Mrs B needs a joke to use in a job interview

  • This topic has 56 replies, 53 voices, and was last updated 4 years ago by  Tom B.
Viewing 17 posts - 41 through 57 (of 57 total)
  • Mrs B needs a joke to use in a job interview
  • slowjo
    Member

    Two fish swimming along when they bump into a wall.

    One fish turns to the other and says….’dam’

    bluebird
    Member

    ‘There are 11 kinds of people in the world; those who can understand Roman Numerals, and those who can’t.’

    That’s a reworking of a geeky gag about binary.

    If she’s after a science teaching job, she could go for: Don’t trust atoms, they make everything up.

    Premier Icon wwaswas
    Subscriber

    There’s a new sexual position called ‘The Parcelforce’

    You have to stay in all day and nobody comes.

    Pieface
    Member

    Whats your greatest weakness?

    I’ve yet to find the ‘Any’ key on the keyboard

    emac65
    Member

    Have you seen my husband ride a bike………………

    robmorphet
    Member

    Jeremy Beadle had a little willy. On the other hand it was quite big.

    I’m only applying for this job because I got sacked from my last job on a building site.
    The foreman told me “I’m fed up with listening to that wheel barrow you’re pushing going ‘squeak…..squeak…..squeak…..squeak…..squeak…..'”.
    I said “It’s not my fault the wheelbarrow goes ‘squeak…..squeak…..squeak…..squeak…..squeak…..'”
    He said “Yes it is, it should be going ‘squeak,squeak,squeak,squeak,squeak'”

    Premier Icon tenfoot
    Subscriber

    Why did the lion and the witch enter the wardrobe?

    Narnia business

    Premier Icon chakaping
    Subscriber

    Two lions eating a clown.

    One turns to the other: “Does this taste funny to you?”

    1981miked
    Member

    I went on holiday to Norway last year, it was freezing.
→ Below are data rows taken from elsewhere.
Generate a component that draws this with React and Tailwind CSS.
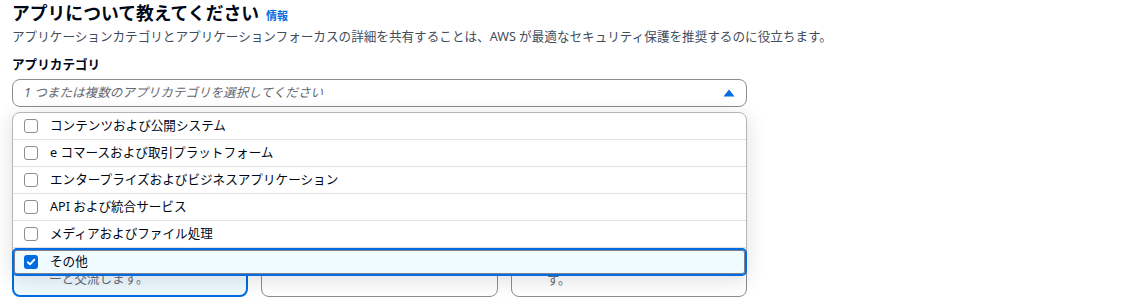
import React from 'react';

const FONT = { fontFamily: '"Noto Sans", "Noto Sans CJK JP", sans-serif' };

const OPTIONS = [
  { label: 'コンテンツおよび公開システム', checked: false },
  { label: 'e コマースおよび取引プラットフォーム', checked: false },
  { label: 'エンタープライズおよびビジネスアプリケーション', checked: false },
  { label: 'API および統合サービス', checked: false },
  { label: 'メディアおよびファイル処理', checked: false },
  { label: 'その他', checked: true },
];

const Checkbox = ({ checked }) =>
  checked ? (
    <span className="flex h-[14px] w-[14px] shrink-0 items-center justify-center rounded-[3px] bg-[#006ce0]">
      <svg width="10" height="10" viewBox="0 0 10 10" fill="none">
        <path d="M1.8 5.2 L4 7.3 L8.3 2.6" stroke="#fff" strokeWidth="1.9" strokeLinecap="round" strokeLinejoin="round" />
      </svg>
    </span>
  ) : (
    <span className="h-[14px] w-[14px] shrink-0 rounded-[3px] border border-[#8c8c94] bg-white" />
  );

// tiles behind the open dropdown: only the last line of each peeks out
const Card = ({ selected, text }) => (
  <div
    className={
      'flex h-[170px] flex-col justify-end rounded-[8px] px-[14px] pb-[7px] ' +
      (selected ? 'border-2 border-[#006ce0] bg-[#f0fbff]' : 'border border-[#8c8c94] bg-white')
    }
  >
    <div className="h-[18px] pl-[21px] text-[12.6px] leading-[18px] text-[#5f6b7a]">{text}</div>
  </div>
);

export default function App() {
  return (
    <div className="min-h-[305px] bg-white px-[12px] text-[#000716]" style={FONT}>
      <div className="flex h-[26px] items-baseline">
        <h2 className="text-[17.8px] font-bold leading-[26px]">アプリについて教えてください</h2>
        <span className="ml-[7px] text-[11px] font-bold text-[#006ce0]">情報</span>
      </div>
      <p className="mt-[1px] text-[12.6px] leading-[20px] text-[#414d5c]">
        アプリケーションカテゴリとアプリケーションフォーカスの詳細を共有することは、AWS が最適なセキュリティ保護を推奨するのに役立ちます。
      </p>

      <div className="w-[735px]">
        <div className="mt-[8px] text-[12.6px] font-bold leading-[20px]">アプリカテゴリ</div>
        <div className="mt-[4px] flex h-[28px] items-center justify-between rounded-[8px] border border-[#8c8c94] bg-white pl-[11px] pr-[11px]">
          <span className="text-[12.6px] italic text-[#656871]">1 つまたは複数のアプリカテゴリを選択してください</span>
          <svg width="12" height="8" viewBox="0 0 12 8">
            <path d="M6 0.5 L11.5 7.5 L0.5 7.5 Z" fill="#006ce0" />
          </svg>
        </div>

        <div className="relative">
          <div className="grid grid-cols-3 gap-[13px] pt-[20px]">
            <Card selected text="ーと交流します。" />
            <Card text="" />
            <Card text="す。" />
          </div>

          <div className="absolute left-0 right-0 top-[5px] rounded-[8px] border border-[#b4b4bb] bg-white shadow-[0_4px_20px_1px_rgba(0,7,22,0.12)]">
            {OPTIONS.map((o, i) =>
              o.checked ? (
                <div
                  key={i}
                  className="-mx-px -mb-px flex h-[28px] items-center gap-[12px] rounded-[5px] border-2 border-[#006ce0] bg-[#f0fbff] pl-[10px] shadow-[inset_0_0_0_1px_#7d8190]"
                >
                  <Checkbox checked />
                  <span className="text-[12.6px]">{o.label}</span>
                </div>
              ) : (
                <div key={i} className="flex h-[27px] items-center gap-[12px] border-b border-[#e0e0e6] pl-[11px]">
                  <Checkbox />
                  <span className="text-[12.6px]">{o.label}</span>
                </div>
              )
            )}
          </div>
        </div>
      </div>
    </div>
  );
}
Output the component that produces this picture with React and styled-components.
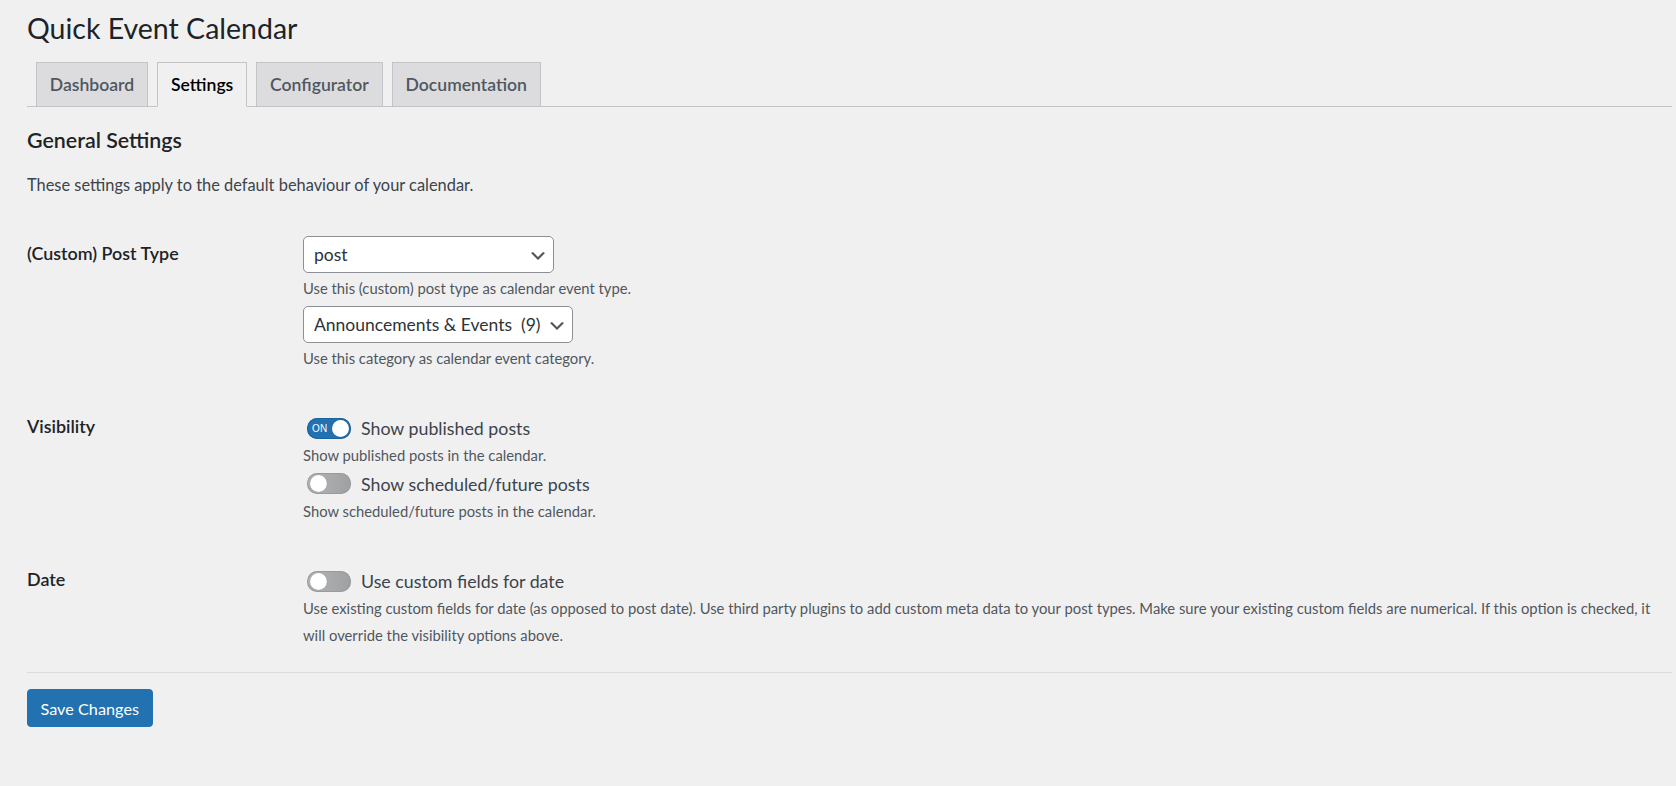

I woke up 1 morning and there was an ice cube in the bed next to me.. So I picked it up and through it in the fire… And it went… Insert fart noise here!

    2 guys walk into a pub and go to the bar, 1 guy says to the other “right donkey… What you having?” Other guy replies “a p.p.p.p.pint of G.G.G.Guiness please”..

    So the guy orders the drinks “2 pints of Guiness please, 1 for me and 1 for donkey” the bar tender serves the pints and they sit down and drink them.

    1st guy gets up… “Right come on donkey, your round, hurry up im off for a piss”

    So 2nd guy goes up to bar “t.t.t.two p.p.p.pints of G.G.G.Guiness p.p.p.please”..

    Bar tender says “no problem sir, 2 pints of Guiness coming right”… He starts pulling the pints and says to the 2nd guy “I think that’s terrible by the way”…

    “W.w.w.what says the 2nd guy?”

    “The way he calls you donkey!”

    “Oh eeoow…eeoow (donkey noise) He always calls me that”..

    Courtsey of Mr Connelly.. Always make me laugh.. And before anybody gets offended at the stammering content, my brother had a really bad one for years and I have one when im n.n.n.nervous!

    andywoods
    Member

    After being married for thirty years, a wife asked her husband to describe her.
    He looked at her for a while, then said, “You’re an alphabet wife ….. A, B, C, D, E, F, G, H, I, J, K.”
    She asked, “What the hell does that mean?”
    He said,” Adorable, Beautiful, Cute, Delightful, Elegant, Foxy, Gorgeous, and Hot.”
    She smiled happily and said, “Oh, that’s so lovely … but what about I, J, K?
    He said, “I’m Just Kidding!”
    The swelling in his eye is going down and the doctor is cautiously optimistic about saving his testicles.

    Tom B
    Member

    Have you seen my husband ride a bike………………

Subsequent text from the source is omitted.